··· Dataset section ···

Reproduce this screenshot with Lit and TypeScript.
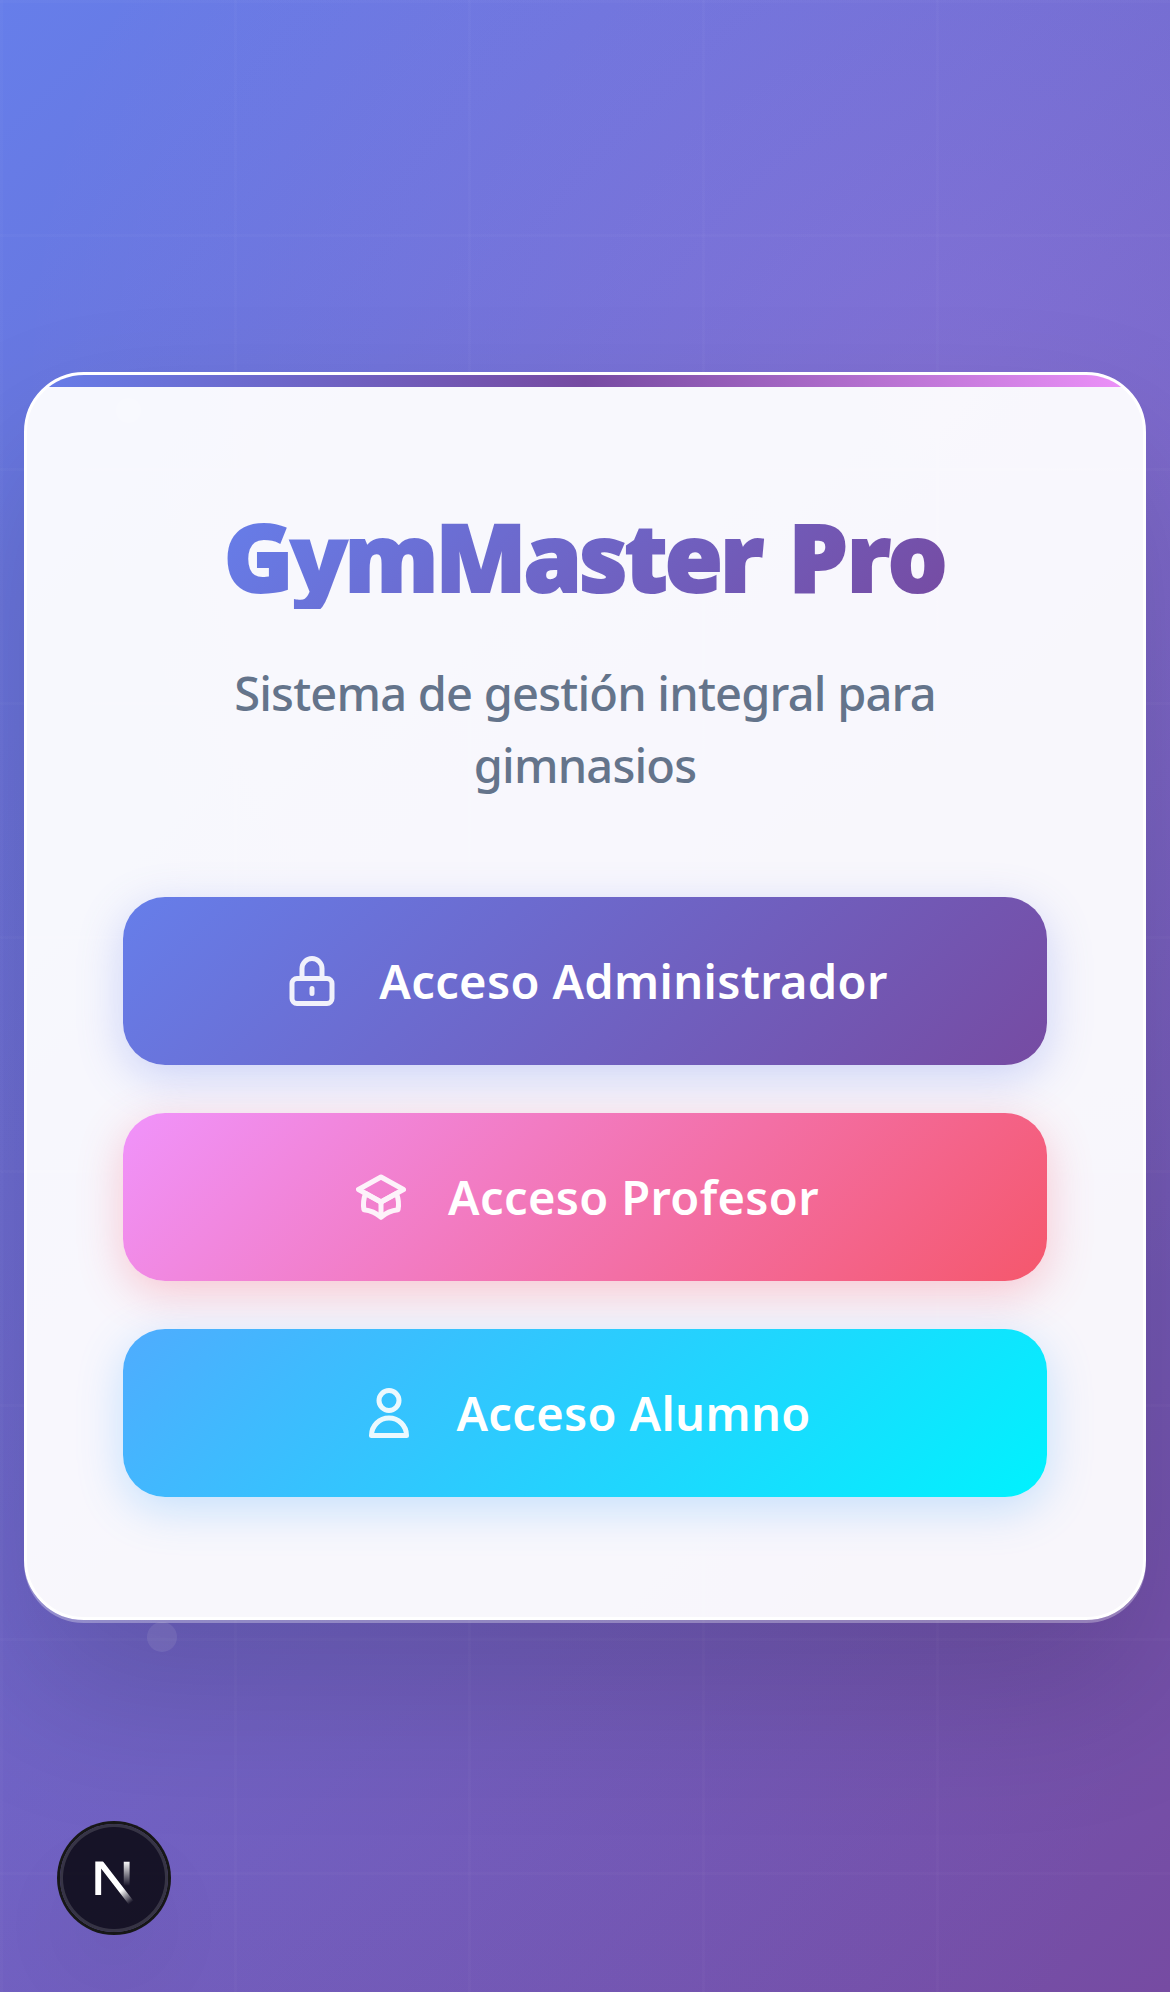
import { LitElement, html, css, svg } from "lit";
import { customElement } from "lit/decorators.js";

const lock = svg`<path d="M12 15v2m-6 4h12a2 2 0 002-2v-6a2 2 0 00-2-2H6a2 2 0 00-2 2v6a2 2 0 002 2zm10-10V7a4 4 0 00-8 0v4h8z"></path>`;
const cap = svg`<path d="M12 14l9-5-9-5-9 5 9 5z"></path><path d="M12 14l6.16-3.422a12.083 12.083 0 01.665 6.479A11.952 11.952 0 0012 20.055a11.952 11.952 0 00-6.824-2.998 12.078 12.078 0 01.665-6.479L12 14z"></path><path d="M12 14v6"></path>`;
const user = svg`<path d="M16 7a4 4 0 11-8 0 4 4 0 018 0zM12 14a7 7 0 00-7 7h14a7 7 0 00-7-7z"></path>`;

const accesses = [
  { kind: "admin", label: "Acceso Administrador", icon: lock },
  { kind: "teacher", label: "Acceso Profesor", icon: cap },
  { kind: "student", label: "Acceso Alumno", icon: user },
];

@customElement("app-root")
export class AppRoot extends LitElement {
  static styles = css`
    :host {
      display: block;
      font-family: "Segoe UI", "Noto Sans", "Open Sans", sans-serif;
    }
    * { box-sizing: border-box; }
    .page {
      position: relative;
      display: flex;
      align-items: center;
      height: 1992px;
      padding: 0 24px;
      overflow: hidden;
      background:
        repeating-linear-gradient(90deg, rgba(255,255,255,.018) 0 3px, transparent 3px 234px),
        repeating-linear-gradient(180deg, rgba(255,255,255,.018) 0 3px, transparent 3px 234px),
        radial-gradient(circle at 80% 20%, rgba(240,147,251,.15), transparent 50%),
        radial-gradient(circle at 20% 80%, rgba(120,119,234,.15), transparent 50%),
        linear-gradient(135deg, #667eea 0%, #764ba2 100%);
    }
    .dot {
      position: absolute;
      border-radius: 50%;
      background: rgba(255,255,255,.1);
    }
    .dot.a { left: 116px; top: 398px; width: 25px; height: 25px; }
    .dot.b { left: 147px; top: 1622px; width: 30px; height: 30px; }
    .card {
      position: relative;
      width: 100%;
      height: 1248px;
      padding: 128px 96px 0;
      border: 3px solid #fff;
      border-radius: 60px;
      background: rgba(255,255,255,.95);
      box-shadow: 0 3px 0 rgba(255,255,255,.3), 0 75px 150px rgba(0,0,0,.15);
      overflow: hidden;
      text-align: center;
    }
    .stripe {
      position: absolute;
      inset: 0 0 auto;
      height: 12px;
      background: linear-gradient(90deg, #667eea, #764ba2 50%, #f093fb);
    }
    .title {
      margin: 0 auto 48px;
      width: max-content;
      font-size: 94px;
      line-height: 106px;
      font-weight: 900;
      letter-spacing: -3px;
      word-spacing: 6px;
      color: transparent;
      background: linear-gradient(135deg, #667eea, #764ba2);
      -webkit-background-clip: text;
      background-clip: text;
      -webkit-text-stroke: 2px transparent;
    }
    .wide { letter-spacing: -1.2px; }
    .subtitle {
      margin: 0 0 96px;
      font-size: 47px;
      line-height: 72px;
      font-weight: 500;
      letter-spacing: -.8px;
      color: #64748b;
    }
    .actions { display: flex; flex-direction: column; gap: 48px; }
    .access {
      display: flex;
      align-items: center;
      justify-content: center;
      gap: 37px;
      height: 168px;
      border: 0;
      padding: 0;
      border-radius: 42px;
      color: #fff;
      font: 600 47px/72px "Segoe UI", "Noto Sans", "Open Sans", sans-serif;
      letter-spacing: .35px;
    }
    .admin { background: linear-gradient(135deg, #667eea, #764ba2); box-shadow: 0 12px 45px rgba(102,126,234,.3); }
    .teacher { background: linear-gradient(135deg, #f093fb, #f5576c); box-shadow: 0 12px 45px rgba(245,87,108,.3); }
    .student { background: linear-gradient(135deg, #4facfe, #00f2fe); box-shadow: 0 12px 45px rgba(79,172,254,.3); }
    .icon {
      width: 60px;
      height: 60px;
      opacity: .9;
      fill: none;
      stroke: currentColor;
      stroke-width: 2;
      stroke-linecap: round;
      stroke-linejoin: round;
    }
    .badge {
      position: absolute;
      left: 60px;
      top: 1824px;
      width: 108px;
      height: 108px;
      border-radius: 50%;
      background: rgba(0,0,0,.8);
      box-shadow: 0 0 0 3px #171717, inset 0 0 0 3px rgba(255,255,255,.14), 0 48px 96px -24px rgba(0,0,0,.14);
    }
    .badge svg { display: block; width: 108px; height: 108px; }
  `;

  render() {
    return html`
      <main class="page">
        <i class="dot a"></i>
        <i class="dot b"></i>
        <section class="card">
          <div class="stripe"></div>
          <h1 class="title">GymMaster <span class="wide">Pro</span></h1>
          <p class="subtitle">Sistema de gestión integral para<br />gimnasios</p>
          <div class="actions">
            ${accesses.map(
              (a) => html`<button class="access ${a.kind}">
                <svg class="icon" viewBox="0 0 24 24">${a.icon}</svg><span>${a.label}</span>
              </button>`
            )}
          </div>
        </section>
        <div class="badge">
          <svg viewBox="0 0 36 36" fill="none">
            <defs>
              <linearGradient id="diag" x1="9.95555" y1="11.1226" x2="15.4778" y2="17.9671" gradientUnits="userSpaceOnUse">
                <stop stop-color="white"></stop>
                <stop offset="0.604072" stop-color="white" stop-opacity="0"></stop>
              </linearGradient>
              <linearGradient id="stem" x1="11.8222" y1="1.40039" x2="11.791" y2="9.62542" gradientUnits="userSpaceOnUse">
                <stop stop-color="white"></stop>
                <stop offset="1" stop-color="white" stop-opacity="0"></stop>
              </linearGradient>
              <clipPath id="flat"><rect x="0" y="1.5" width="20" height="18"></rect></clipPath>
            </defs>
            <g transform="translate(10.4 11)" stroke-width="1.95" clip-path="url(#flat)">
              <path d="M13.3 15.2 L2.34 1 V12.7" stroke="url(#diag)"></path>
              <path d="M11.825 1.5 V13.1" stroke="url(#stem)"></path>
            </g>
          </svg>
        </div>
      </main>
    `;
  }
}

···

In your copy, leave out the pictures and reproduce the material above exactly.

• Task output:
Reproduce this screenshot with Lit and TypeScript.
import { LitElement, html, css, svg } from "lit";
import { customElement } from "lit/decorators.js";

const lock = svg`<path d="M12 15v2m-6 4h12a2 2 0 002-2v-6a2 2 0 00-2-2H6a2 2 0 00-2 2v6a2 2 0 002 2zm10-10V7a4 4 0 00-8 0v4h8z"></path>`;
const cap = svg`<path d="M12 14l9-5-9-5-9 5 9 5z"></path><path d="M12 14l6.16-3.422a12.083 12.083 0 01.665 6.479A11.952 11.952 0 0012 20.055a11.952 11.952 0 00-6.824-2.998 12.078 12.078 0 01.665-6.479L12 14z"></path><path d="M12 14v6"></path>`;
const user = svg`<path d="M16 7a4 4 0 11-8 0 4 4 0 018 0zM12 14a7 7 0 00-7 7h14a7 7 0 00-7-7z"></path>`;

const accesses = [
  { kind: "admin", label: "Acceso Administrador", icon: lock },
  { kind: "teacher", label: "Acceso Profesor", icon: cap },
  { kind: "student", label: "Acceso Alumno", icon: user },
];

@customElement("app-root")
export class AppRoot extends LitElement {
  static styles = css`
    :host {
      display: block;
      font-family: "Segoe UI", "Noto Sans", "Open Sans", sans-serif;
    }
    * { box-sizing: border-box; }
    .page {
      position: relative;
      display: flex;
      align-items: center;
      height: 1992px;
      padding: 0 24px;
      overflow: hidden;
      background:
        repeating-linear-gradient(90deg, rgba(255,255,255,.018) 0 3px, transparent 3px 234px),
        repeating-linear-gradient(180deg, rgba(255,255,255,.018) 0 3px, transparent 3px 234px),
        radial-gradient(circle at 80% 20%, rgba(240,147,251,.15), transparent 50%),
        radial-gradient(circle at 20% 80%, rgba(120,119,234,.15), transparent 50%),
        linear-gradient(135deg, #667eea 0%, #764ba2 100%);
    }
    .dot {
      position: absolute;
      border-radius: 50%;
      background: rgba(255,255,255,.1);
    }
    .dot.a { left: 116px; top: 398px; width: 25px; height: 25px; }
    .dot.b { left: 147px; top: 1622px; width: 30px; height: 30px; }
    .card {
      position: relative;
      width: 100%;
      height: 1248px;
      padding: 128px 96px 0;
      border: 3px solid #fff;
      border-radius: 60px;
      background: rgba(255,255,255,.95);
      box-shadow: 0 3px 0 rgba(255,255,255,.3), 0 75px 150px rgba(0,0,0,.15);
      overflow: hidden;
      text-align: center;
    }
    .stripe {
      position: absolute;
      inset: 0 0 auto;
      height: 12px;
      background: linear-gradient(90deg, #667eea, #764ba2 50%, #f093fb);
    }
    .title {
      margin: 0 auto 48px;
      width: max-content;
      font-size: 94px;
      line-height: 106px;
      font-weight: 900;
      letter-spacing: -3px;
      word-spacing: 6px;
      color: transparent;
      background: linear-gradient(135deg, #667eea, #764ba2);
      -webkit-background-clip: text;
      background-clip: text;
      -webkit-text-stroke: 2px transparent;
    }
    .wide { letter-spacing: -1.2px; }
    .subtitle {
      margin: 0 0 96px;
      font-size: 47px;
      line-height: 72px;
      font-weight: 500;
      letter-spacing: -.8px;
      color: #64748b;
    }
    .actions { display: flex; flex-direction: column; gap: 48px; }
    .access {
      display: flex;
      align-items: center;
      justify-content: center;
      gap: 37px;
      height: 168px;
      border: 0;
      padding: 0;
      border-radius: 42px;
      color: #fff;
      font: 600 47px/72px "Segoe UI", "Noto Sans", "Open Sans", sans-serif;
      letter-spacing: .35px;
    }
    .admin { background: linear-gradient(135deg, #667eea, #764ba2); box-shadow: 0 12px 45px rgba(102,126,234,.3); }
    .teacher { background: linear-gradient(135deg, #f093fb, #f5576c); box-shadow: 0 12px 45px rgba(245,87,108,.3); }
    .student { background: linear-gradient(135deg, #4facfe, #00f2fe); box-shadow: 0 12px 45px rgba(79,172,254,.3); }
    .icon {
      width: 60px;
      height: 60px;
      opacity: .9;
      fill: none;
      stroke: currentColor;
      stroke-width: 2;
      stroke-linecap: round;
      stroke-linejoin: round;
    }
    .badge {
      position: absolute;
      left: 60px;
      top: 1824px;
      width: 108px;
      height: 108px;
      border-radius: 50%;
      background: rgba(0,0,0,.8);
      box-shadow: 0 0 0 3px #171717, inset 0 0 0 3px rgba(255,255,255,.14), 0 48px 96px -24px rgba(0,0,0,.14);
    }
    .badge svg { display: block; width: 108px; height: 108px; }
  `;

  render() {
    return html`
      <main class="page">
        <i class="dot a"></i>
        <i class="dot b"></i>
        <section class="card">
          <div class="stripe"></div>
          <h1 class="title">GymMaster <span class="wide">Pro</span></h1>
          <p class="subtitle">Sistema de gestión integral para<br />gimnasios</p>
          <div class="actions">
            ${accesses.map(
              (a) => html`<button class="access ${a.kind}">
                <svg class="icon" viewBox="0 0 24 24">${a.icon}</svg><span>${a.label}</span>
              </button>`
            )}
          </div>
        </section>
        <div class="badge">
          <svg viewBox="0 0 36 36" fill="none">
            <defs>
              <linearGradient id="diag" x1="9.95555" y1="11.1226" x2="15.4778" y2="17.9671" gradientUnits="userSpaceOnUse">
                <stop stop-color="white"></stop>
                <stop offset="0.604072" stop-color="white" stop-opacity="0"></stop>
              </linearGradient>
              <linearGradient id="stem" x1="11.8222" y1="1.40039" x2="11.791" y2="9.62542" gradientUnits="userSpaceOnUse">
                <stop stop-color="white"></stop>
                <stop offset="1" stop-color="white" stop-opacity="0"></stop>
              </linearGradient>
              <clipPath id="flat"><rect x="0" y="1.5" width="20" height="18"></rect></clipPath>
            </defs>
            <g transform="translate(10.4 11)" stroke-width="1.95" clip-path="url(#flat)">
              <path d="M13.3 15.2 L2.34 1 V12.7" stroke="url(#diag)"></path>
              <path d="M11.825 1.5 V13.1" stroke="url(#stem)"></path>
            </g>
          </svg>
        </div>
      </main>
    `;
  }
}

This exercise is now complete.